The larger the angle, the stronger, but not as free cutting. The larger T-land inserts have a greater tendency for chip welding or built-up edge, primarily in high-temperature alloys. In those cases, a honed insert may be preferable. Most manufacturers match the grade with the edge preparation for optimal performance, but sometimes it takes some tweaking to a nonstandard edge preparation. The application may require a T-land with a hone.

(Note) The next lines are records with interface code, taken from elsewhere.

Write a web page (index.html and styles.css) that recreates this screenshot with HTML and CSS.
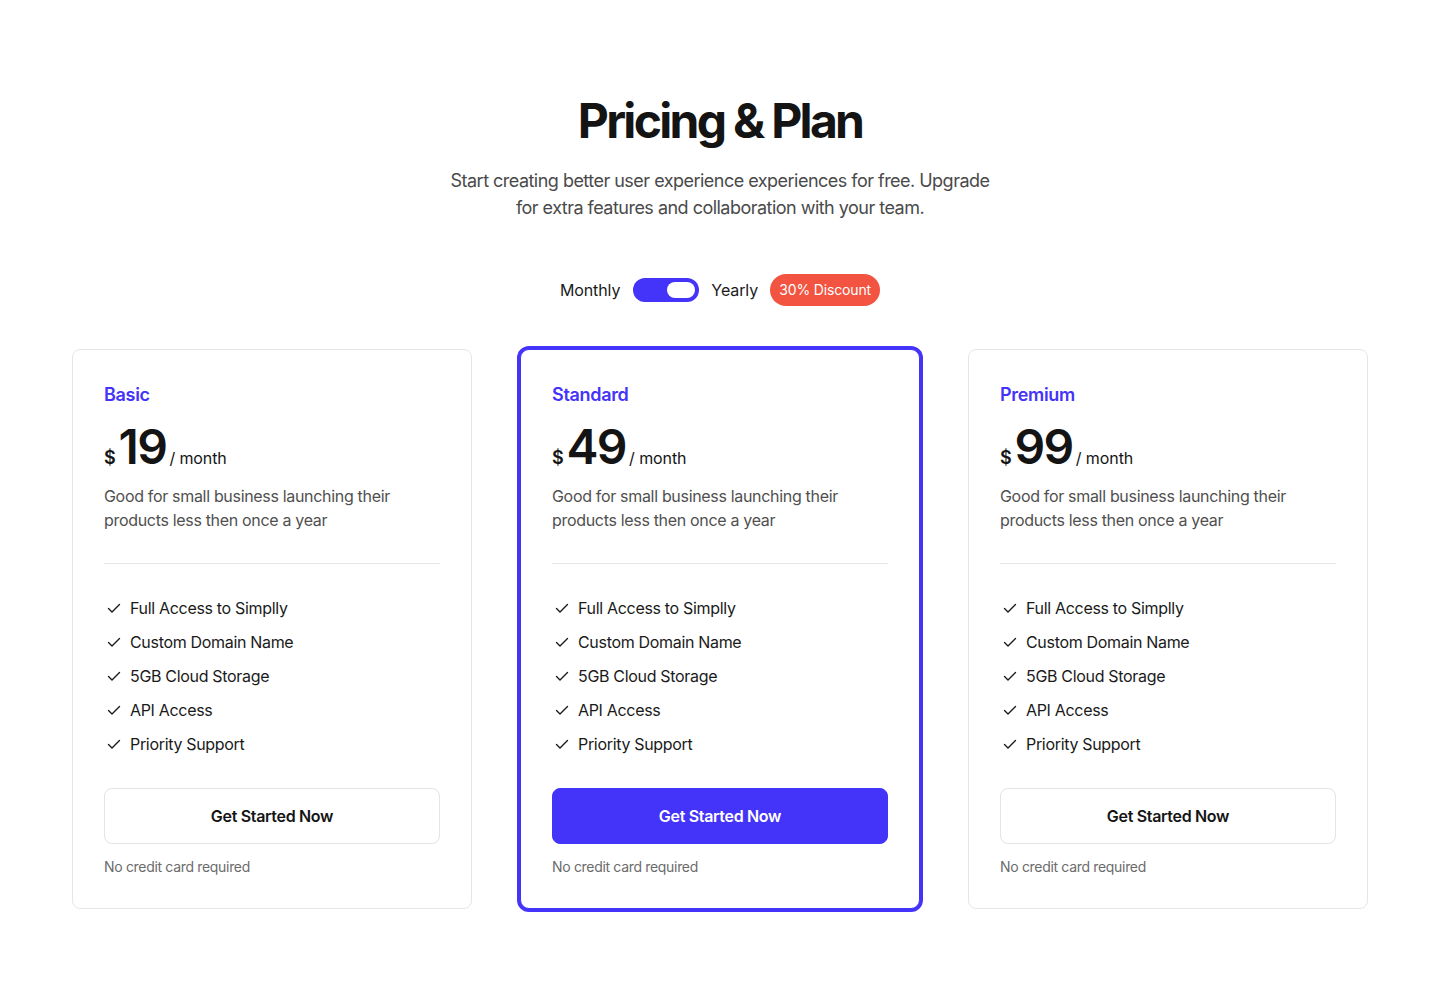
FILE: index.html
```html
<!DOCTYPE html>
<html lang="en">
<head>
<meta charset="utf-8">
<title>Pricing &amp; Plan</title>
<link rel="stylesheet" href="styles.css">
</head>
<body>
<main class="page">
  <header class="hero">
    <h1 class="title">Pricing &amp; Plan</h1>
    <p class="subtitle">Start creating better user experience experiences for free. Upgrade for extra features and collaboration with your team.</p>
  </header>

  <div class="billing">
    <span class="billing-label">Monthly</span>
    <span class="switch"><span class="switch-knob"></span></span>
    <span class="billing-label">Yearly</span>
    <span class="badge">30% Discount</span>
  </div>

  <section class="plans">
    <article class="card">
      <h2 class="plan-name">Basic</h2>
      <div class="price"><span class="currency">$</span><span class="amount">19</span><span class="period">/ month</span></div>
      <p class="desc">Good for small business launching their products less then once a year</p>
      <hr class="divider">
      <ul class="features">
        <li><svg class="check" viewBox="0 0 16 16"><path d="M2.5 8.5l3.5 3.5 7.5-7.5"/></svg>Full Access to Simplly</li>
        <li><svg class="check" viewBox="0 0 16 16"><path d="M2.5 8.5l3.5 3.5 7.5-7.5"/></svg>Custom Domain Name</li>
        <li><svg class="check" viewBox="0 0 16 16"><path d="M2.5 8.5l3.5 3.5 7.5-7.5"/></svg>5GB Cloud Storage</li>
        <li><svg class="check" viewBox="0 0 16 16"><path d="M2.5 8.5l3.5 3.5 7.5-7.5"/></svg>API Access</li>
        <li><svg class="check" viewBox="0 0 16 16"><path d="M2.5 8.5l3.5 3.5 7.5-7.5"/></svg>Priority Support</li>
      </ul>
      <button class="btn">Get Started Now</button>
      <p class="note">No credit card required</p>
    </article>

    <article class="card card-featured">
      <h2 class="plan-name">Standard</h2>
      <div class="price"><span class="currency">$</span><span class="amount">49</span><span class="period">/ month</span></div>
      <p class="desc">Good for small business launching their products less then once a year</p>
      <hr class="divider">
      <ul class="features">
        <li><svg class="check" viewBox="0 0 16 16"><path d="M2.5 8.5l3.5 3.5 7.5-7.5"/></svg>Full Access to Simplly</li>
        <li><svg class="check" viewBox="0 0 16 16"><path d="M2.5 8.5l3.5 3.5 7.5-7.5"/></svg>Custom Domain Name</li>
        <li><svg class="check" viewBox="0 0 16 16"><path d="M2.5 8.5l3.5 3.5 7.5-7.5"/></svg>5GB Cloud Storage</li>
        <li><svg class="check" viewBox="0 0 16 16"><path d="M2.5 8.5l3.5 3.5 7.5-7.5"/></svg>API Access</li>
        <li><svg class="check" viewBox="0 0 16 16"><path d="M2.5 8.5l3.5 3.5 7.5-7.5"/></svg>Priority Support</li>
      </ul>
      <button class="btn btn-primary">Get Started Now</button>
      <p class="note">No credit card required</p>
    </article>

    <article class="card">
      <h2 class="plan-name">Premium</h2>
      <div class="price"><span class="currency">$</span><span class="amount">99</span><span class="period">/ month</span></div>
      <p class="desc">Good for small business launching their products less then once a year</p>
      <hr class="divider">
      <ul class="features">
        <li><svg class="check" viewBox="0 0 16 16"><path d="M2.5 8.5l3.5 3.5 7.5-7.5"/></svg>Full Access to Simplly</li>
        <li><svg class="check" viewBox="0 0 16 16"><path d="M2.5 8.5l3.5 3.5 7.5-7.5"/></svg>Custom Domain Name</li>
        <li><svg class="check" viewBox="0 0 16 16"><path d="M2.5 8.5l3.5 3.5 7.5-7.5"/></svg>5GB Cloud Storage</li>
        <li><svg class="check" viewBox="0 0 16 16"><path d="M2.5 8.5l3.5 3.5 7.5-7.5"/></svg>API Access</li>
        <li><svg class="check" viewBox="0 0 16 16"><path d="M2.5 8.5l3.5 3.5 7.5-7.5"/></svg>Priority Support</li>
      </ul>
      <button class="btn">Get Started Now</button>
      <p class="note">No credit card required</p>
    </article>
  </section>
</main>
</body>
</html>
```
FILE: styles.css
```css
* { box-sizing: border-box; }

html, body {
  margin: 0;
  padding: 0;
  background: #ffffff;
}

body {
  font-family: Inter, "Noto Sans", "Liberation Sans", sans-serif;
  color: #141414;
  letter-spacing: -0.02em;
}

.page {
  padding-top: 92px;
  padding-bottom: 40px;
  display: flex;
  flex-direction: column;
  align-items: center;
}

.hero {
  display: flex;
  flex-direction: column;
  align-items: center;
  text-align: center;
}

.title {
  margin: 0;
  font-size: 48px;
  line-height: 58px;
  font-weight: 700;
  letter-spacing: -2.7px;
  color: #141414;
}

.subtitle {
  margin: 17px 0 0;
  width: 560px;
  font-size: 18px;
  line-height: 27px;
  letter-spacing: -0.52px;
  color: #4a4a4a;
}

.billing {
  margin-top: 53px;
  height: 32px;
  display: flex;
  align-items: center;
  gap: 12px;
}

.billing-label {
  font-size: 16px;
  line-height: 24px;
  letter-spacing: -0.1px;
  color: #1a1a1a;
}

.switch {
  width: 66px;
  height: 24px;
  border-radius: 12px;
  background: #4433f8;
  display: flex;
  align-items: center;
  justify-content: flex-end;
  padding-right: 4px;
  margin-left: 1px;
}

.switch-knob {
  width: 28px;
  height: 16px;
  border-radius: 8px;
  background: #ffffff;
}

.badge {
  height: 32px;
  width: 110px;
  text-align: center;
  border-radius: 16px;
  background: #f25441;
  color: #ffffff;
  font-size: 14px;
  line-height: 32px;
  letter-spacing: -0.15px;
}

.plans {
  margin-top: 43px;
  display: grid;
  grid-template-columns: repeat(3, 400px);
  gap: 48px;
}

.card {
  border: 1px solid #e6e6ea;
  border-radius: 8px;
  padding: 31px 31px 31px;
  display: flex;
  flex-direction: column;
  background: #fff;
}

.card-featured {
  border-color: #4433f8;
  box-shadow: 0 0 0 3px #4433f8;
  border-radius: 9px;
}

.plan-name {
  margin: 0;
  font-size: 18px;
  line-height: 28px;
  font-weight: 600;
  color: #4433f8;
}

.price {
  margin-top: 14px;
  height: 48px;
  display: flex;
  align-items: baseline;
  color: #141414;
}

.currency {
  font-size: 18px;
  font-weight: 600;
  margin-right: 3px;
}

.amount {
  font-size: 48px;
  line-height: 48px;
  font-weight: 600;
  letter-spacing: -1.5px;
  margin-right: 3px;
}

.period {
  font-size: 16px;
  font-weight: 400;
  letter-spacing: -0.1px;
}

.desc {
  margin: 13px 0 0;
  font-size: 16px;
  line-height: 24px;
  color: #505050;
}

.divider {
  margin: 31px 0 0;
  border: 0;
  border-top: 1px solid #e6e6ea;
  height: 0;
}

.features {
  list-style: none;
  margin: 32px 0 0;
  padding: 0;
  display: flex;
  flex-direction: column;
  gap: 10px;
}

.features li {
  display: flex;
  align-items: center;
  font-size: 16px;
  line-height: 24px;
  color: #1a1a1a;
}

.check {
  width: 16px;
  height: 16px;
  margin: 0 8px 0 2px;
  fill: none;
  stroke: #1a1a1a;
  stroke-width: 1.4;
  stroke-linecap: round;
  stroke-linejoin: round;
}

.btn {
  margin-top: 32px;
  height: 56px;
  border: 1px solid #e3e3e8;
  border-radius: 8px;
  background: #ffffff;
  font-family: inherit;
  font-size: 16px;
  font-weight: 600;
  letter-spacing: -0.02em;
  color: #141414;
  cursor: pointer;
}

.btn-primary {
  background: #4433f8;
  border-color: #4433f8;
  color: #ffffff;
}

.note {
  margin: 13px 0 0;
  font-size: 14px;
  line-height: 20px;
  color: #6b6b6b;
}
```
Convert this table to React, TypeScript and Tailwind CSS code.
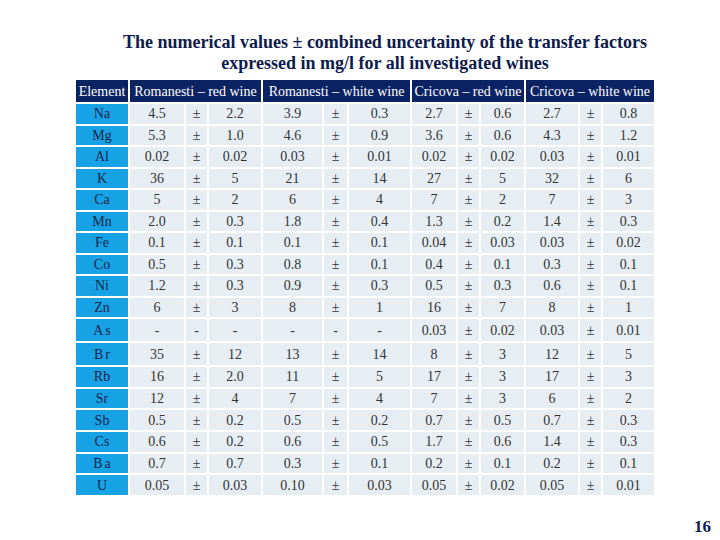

Choose a tool holder for ceramic inserts with the largest lead angle to produce the part. Ceramic inserts will fit in an existing carbide tool holder and may work. The concern is using a worn tool holder or one without enough clamping force, allowing the insert to move in the pocket. This can cause edge chipping on the insert and even catastrophic failure. A larger lead angle creates a chip-thinning effect like that of a round insert. This allows for a higher feed rate, reducing cycle time. It also allows the insert to lead with its strongest part into the cut, decreasing the chance of chipping or breakage.
When programming, keep the insert in the cut as much as possible in turning and milling. Milling is an interrupted cut, so the insert does come out of the cut, but keep the cutter as engaged as possible. Do not run coolant when milling, for two reasons. One, the insert needs heat; two, it increases the chance for thermal cracking and then thermal chipping—leading to premature tool life. The insert comes out of the cut very hot; dousing it with coolant causes thermal shock. Some of the new grades for turning can be run with coolant, but it is best to run dry in most cases. Also, run dry when turning with interrupted cuts.
If there is depth-of-cut chipping or notching, increase the edge preparation. This is most common on materials with scale or roughness on the part’s outer diameter (OD). If turning or milling with multiple passes, vary the depth of cut.